Week’s Links: Reports, reactions on new USWNT coach Tom Sermanni
By Charles Boehm
He wasn’t a hotly discussed candidate – in fact, most pundits overlooked him entirely during U.S. Soccer’s lengthy selection process, with Jeff Kassouf calling the choice “a slight surprise” – but the hiring of Tom Sermanni as the U.S. Women’s National Team boss has generally been well-received among the women’s soccer media.
Veteran reporter Beau Dure was among the many who came away from Sermanni’s Wednesday press blitz impressed by the Scotsman, noting that “he managed to come across as open-minded without being ignorant” with regards to the U.S. player pool and the challenges that lie ahead.
ESPN’s Jeff Carlisle sees many similarities between Sermanni and his widely-loved predecessor Pia Sundhage, and reckons that the longtime coach of the Australian women’s national team edged out dozens of other contenders for the job by virtue of his “extensive international experience.” Carlisle does acknowledge that “the hire does represent something of a blow to the American coaching community,” though.

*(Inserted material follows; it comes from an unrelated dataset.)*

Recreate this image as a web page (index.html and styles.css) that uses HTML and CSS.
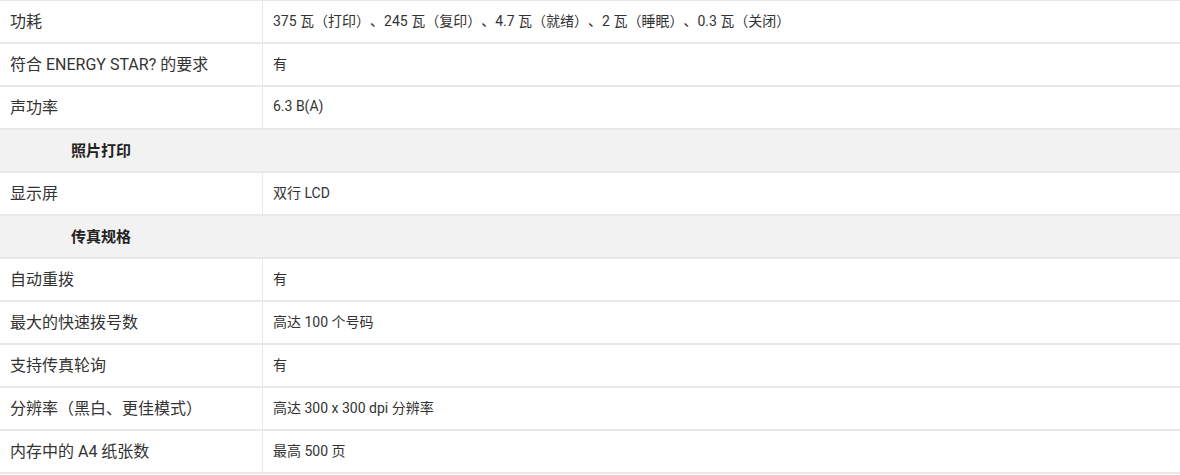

Meanwhile Richard Farley of NBC Sports’ ProSoccerTalk offers an in-depth breakdown of Sermanni’s leadership qualities and tactical tendencies, and also notes that he “was responsible for Australia’s entire women’s development effort, effectively serving as steward for all the talent coming into his senior team” as the young Matildas rocketed up the FIFA World Rankings under his watch.
Noting the USWNT’s scintillating winning percentage over the years, Brian Straus of the Sporting News wonders if Sermanni can maintain that dominance while still pushing forward a stylistic evolution that Sundhage, for all her expertise, could not fully achieve. Similarly, AP’s Nancy Armour believes the team will experience “subtle changes” under their new coach, while also warning that “Sermanni’s biggest challenge might be managing the personalities within the team.”
A few observers have expressed their dissatisfaction with the federation’s short list being dominated by male candidates, most notably USA Today’s Christine Brennan, who called it “a terrible indictment of the feeder system for girls and women in leadership positions in the game.”
That perspective was echoed by the Chicago Tribune’s Phil Hersh, but roundly rejected by women’s sports blogger and former Atlanta Journal-Constitution editor/reporter Wendy Parker as a faulty mindset “centered more on the career prospects of adults and the symbolic value they convey than what might ultimately benefit female players.”
And Soccer America’s Mike Woitalla focuses on Sermanni’s wise words regarding youth development, an already-pressing area which will become even more so as Abby Wambach and the rest of the USWNT’s veteran standouts approach the end of their careers.